Kazan : En fait, ce n’est pas de mon fait, mais du fait des réalisateurs, qui tenaient à ce que le scénario soit un scénario définitif et qu’il soit respecté à la lettre lors du tournage. J’ai essayé de partir sur ce principe-là, mais en nous laissant la liberté de savoir si au moment du tournage un acteur arrivait avec une proposition, qui était plus intéressante que celle écrite, il fallait que l’on soit suffisamment souple pour pouvoir l’accepter pour tous les acteurs, exceptés Paul. Lui, il n’avait pas le droit de déplacer une virgule.
Q : Avez-vous des films français que vous aimez beaucoup ?Dano : Nous avons beaucoup de goûts communs, c’est pour cela que je vais répondre. De Godard, nous aimons « Le Mépris » et « A bout de souffle » ; de Louis Malle « Lacombe Lucien » et « Le Souffle au cœur » ; de Robert Bresson « Un condamné à mort s’est échappé » et « Au hasard Balthazar » ; de Jean-Pierre Melville « Le Samouraï » et « L’Armée des ombres » ; de Jacques Tati « Playtime ».

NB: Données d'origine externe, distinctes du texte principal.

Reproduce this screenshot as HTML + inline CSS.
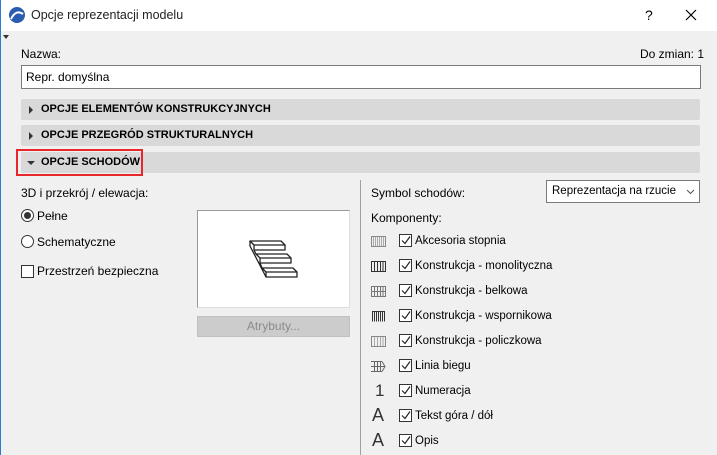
<!DOCTYPE html>
<html><head><meta charset="utf-8"><style>
*{margin:0;padding:0;box-sizing:border-box}
body{width:717px;height:455px;overflow:hidden;background:#f0f0f0;font-family:"Liberation Sans",sans-serif;font-size:12px;color:#000;position:relative}
.a{position:absolute;white-space:nowrap}
.bar{position:absolute;left:21px;width:679px;height:21px;background:#d9d9d9;border-radius:2px;font-weight:bold;font-size:11px;line-height:21px;padding-left:20px}
.bar i{position:absolute;left:8px;top:7px;width:0;height:0;border-top:4px solid transparent;border-bottom:4px solid transparent;border-left:4px solid #333}
.cb{position:absolute;width:13px;height:13px;border:1px solid #333;background:#fff}
.ico{position:absolute;left:371px;width:15px;height:11px;overflow:visible}
.row{position:absolute;left:396px;font-size:11.5px}.row .cb{position:relative;display:inline-block;vertical-align:middle}.row span{margin-left:3px;vertical-align:middle}
</style></head><body>
<div class="a" style="left:0;top:0;width:717px;height:31px;background:#fff"></div>
<div class="a" style="left:0;top:0;width:1px;height:455px;background:#2b7bd3"></div>
<svg class="a" style="left:8px;top:6px" width="18" height="18" viewBox="0 0 18 18"><circle cx="9" cy="9" r="8" fill="#2a5db0"/><path d="M3 13 Q8 3 15 8" stroke="#fff" stroke-width="2" fill="none"/></svg>
<div class="a" style="left:31px;top:8px;font-size:12.5px;color:#222">Opcje reprezentacji modelu</div>
<div class="a" style="left:645px;top:7px;font-size:14px">?</div>
<svg class="a" style="left:685px;top:9px" width="12" height="12"><path d="M1 1L11 11M11 1L1 11" stroke="#000" stroke-width="1.2"/></svg>
<div class="a" style="left:3px;top:35px;border-left:3px solid transparent;border-right:3px solid transparent;border-top:4px solid #333"></div>
<div class="a" style="left:21px;top:47px">Nazwa:</div>
<div class="a" style="left:640px;top:47px">Do zmian: 1</div>
<div class="a" style="left:21px;top:65px;width:680px;height:24px;background:#fff;border:1px solid #7a7a7a;padding:4px 4px;line-height:14px">Repr. domyślna</div>
<div class="bar" style="top:99px"><i></i>OPCJE ELEMENTÓW KONSTRUKCYJNYCH</div>
<div class="bar" style="top:125px"><i></i>OPCJE PRZEGRÓD STRUKTURALNYCH</div>
<div class="bar" style="top:152px"><i style="left:6px;top:9px;border-left:4px solid transparent;border-right:4px solid transparent;border-top:4px solid #333;border-bottom:0"></i>OPCJE SCHODÓW</div>
<div class="a" style="left:16px;top:149px;width:127px;height:27px;border:2px solid #e8272a"></div>
<div class="a" style="left:21px;top:186px">3D i przekrój / elewacja:</div>
<div class="a" style="left:21px;top:209px;width:13px;height:13px;border:1px solid #333;border-radius:50%;background:#fff"><div style="position:absolute;left:2px;top:2px;width:7px;height:7px;border-radius:50%;background:#333"></div></div>
<div class="a" style="left:37px;top:209px">Pełne</div>
<div class="a" style="left:21px;top:235px;width:13px;height:13px;border:1px solid #333;border-radius:50%;background:#fff"></div>
<div class="a" style="left:37px;top:235px">Schematyczne</div>
<div class="cb" style="left:21px;top:265px"></div>
<div class="a" style="left:37px;top:264px">Przestrzeń bezpieczna</div>
<div class="a" style="left:197px;top:210px;width:153px;height:98px;background:#fff;border:1px solid #999;border-right-color:#ddd;border-bottom-color:#ddd"></div>
<svg class="a" style="left:249px;top:240px" width="52" height="44" viewBox="0 0 52 44" fill="none" stroke="#222" stroke-width="1.3" stroke-linejoin="round">
<path d="M1 1h31l4 4H5zM5 5v5h31V5"/>
<path d="M7 14h31l4 4H11zM11 18v5h31v-5"/>
<path d="M13 28h31l4 4H17zM17 32v5h31v-5"/>
<path d="M1 1v5l16 31M5 10l2 4M11 23l2 5"/>
</svg>
<div class="a" style="left:197px;top:316px;width:153px;height:21px;background:#cccccc;border:1px solid #c0c0c0;color:#8a8a8a;text-align:center;line-height:19px">Atrybuty...</div>
<div class="a" style="left:360px;top:180px;width:1px;height:275px;background:#a0a0a0"></div>
<div class="a" style="left:371px;top:186px">Symbol schodów:</div>
<div class="a" style="left:546px;top:180px;width:154px;height:23px;background:#fff;border:1px solid #7a7a7a;padding:3px 5px;line-height:15px;font-size:11.5px">Reprezentacja na rzucie</div>
<svg class="a" style="left:686px;top:189px" width="9" height="6"><path d="M1 1l3.5 3.5L8 1" stroke="#555" fill="none"/></svg>
<div class="a" style="left:371px;top:211px">Komponenty:</div>
<svg class="ico" style="top:236px" viewBox="0 0 15 11"><path d="M.5 .5h14v10H.5z" fill="none" stroke="#888"/><path d="M2.5 1v9M4.5 1v9M6.5 1v9M8.5 1v9M10.5 1v9M12.5 1v9" stroke="#aaa"/></svg>
<svg class="ico" style="top:261px" viewBox="0 0 15 11"><path d="M.5 .5h14v10H.5z" fill="none" stroke="#333"/><path d="M3.5 1v9M6.5 1v9M9.5 1v9M12 1v9" stroke="#333"/></svg>
<svg class="ico" style="top:286px" viewBox="0 0 15 11"><path d="M.5 .5h14v10H.5z" fill="none" stroke="#777"/><path d="M0 5.5h15M3.5 1v9M6.5 1v9M9.5 1v9M12 1v9" stroke="#777"/></svg>
<svg class="ico" style="top:311px" viewBox="0 0 15 11"><path d="M1.5 .5v10M3.5 .5v10M5.5 .5v10M7.5 .5v10M9.5 .5v10M11.5 .5v10M13.5 .5v10M1 .5h13" stroke="#333" fill="none"/></svg>
<svg class="ico" style="top:336px" viewBox="0 0 15 11"><path d="M.5 .5h14v10H.5z" fill="none" stroke="#888"/><path d="M3.5 1v9M6.5 1v9M9.5 1v9M12 1v9" stroke="#aaa"/></svg>
<svg class="ico" style="top:361px" viewBox="0 0 15 11"><path d="M0 .5h11M0 10.5h11M0 5.5h14M3.5 1v9M6.5 1v9M9.5 1v9M11 .5l3 5-3 5" stroke="#666" fill="none"/></svg>
<div class="a" style="left:375px;top:381px;font-size:17px;color:#333">1</div>
<div class="a" style="left:372px;top:405px;font-size:18px;color:#333">A</div>
<div class="a" style="left:372px;top:430px;font-size:18px;color:#333">A</div>
<div class="row" style="top:234px"><span class="cb"><svg width="11" height="11" style="position:absolute;left:0;top:0"><path d="M2 5.5l3 3 5-7" stroke="#222" fill="none" stroke-width="1.2"/></svg></span><span>Akcesoria stopnia</span></div>
<div class="row" style="top:259px"><span class="cb"><svg width="11" height="11" style="position:absolute;left:0;top:0"><path d="M2 5.5l3 3 5-7" stroke="#222" fill="none" stroke-width="1.2"/></svg></span><span>Konstrukcja - monolityczna</span></div>
<div class="row" style="top:284px"><span class="cb"><svg width="11" height="11" style="position:absolute;left:0;top:0"><path d="M2 5.5l3 3 5-7" stroke="#222" fill="none" stroke-width="1.2"/></svg></span><span>Konstrukcja - belkowa</span></div>
<div class="row" style="top:309px"><span class="cb"><svg width="11" height="11" style="position:absolute;left:0;top:0"><path d="M2 5.5l3 3 5-7" stroke="#222" fill="none" stroke-width="1.2"/></svg></span><span>Konstrukcja - wspornikowa</span></div>
<div class="row" style="top:334px"><span class="cb"><svg width="11" height="11" style="position:absolute;left:0;top:0"><path d="M2 5.5l3 3 5-7" stroke="#222" fill="none" stroke-width="1.2"/></svg></span><span>Konstrukcja - policzkowa</span></div>
<div class="row" style="top:359px"><span class="cb"><svg width="11" height="11" style="position:absolute;left:0;top:0"><path d="M2 5.5l3 3 5-7" stroke="#222" fill="none" stroke-width="1.2"/></svg></span><span>Linia biegu</span></div>
<div class="row" style="top:384px"><span class="cb"><svg width="11" height="11" style="position:absolute;left:0;top:0"><path d="M2 5.5l3 3 5-7" stroke="#222" fill="none" stroke-width="1.2"/></svg></span><span>Numeracja</span></div>
<div class="row" style="top:409px"><span class="cb"><svg width="11" height="11" style="position:absolute;left:0;top:0"><path d="M2 5.5l3 3 5-7" stroke="#222" fill="none" stroke-width="1.2"/></svg></span><span>Tekst góra / dół</span></div>
<div class="row" style="top:434px"><span class="cb"><svg width="11" height="11" style="position:absolute;left:0;top:0"><path d="M2 5.5l3 3 5-7" stroke="#222" fill="none" stroke-width="1.2"/></svg></span><span>Opis</span></div>
</body></html>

Q : Dans le film, il est question de rêves et de psychanalyse. J’aurais donc aimé savoir si vous deux, vous avez des rêves quand vous écrivez ou, quand vous jouez un personnage, vous en rêvez. Au niveau de la psychanalyse, est-ce que cela peut aider les créateurs ?Dano : Sans rêverie, je ne ferais pas ce métier. Pour moi, il n’y a pas d’autres façons de travailler que de laisser mon imagination prendre son envol. Même quand je travaille sur rien de précis, c’est mon activité préférée.
Kazan : Sur ce que Paul a dit, je suis tout à fait d’accord. Je fais partie des fervents défenseurs de la psychanalyse. C’est aussi peut-être une lubie familiale, car je n’ai guère eu le choix. Mon père m’a dit qu’à l’âge de 18 ans, tout artiste doit faire une psychanalyse.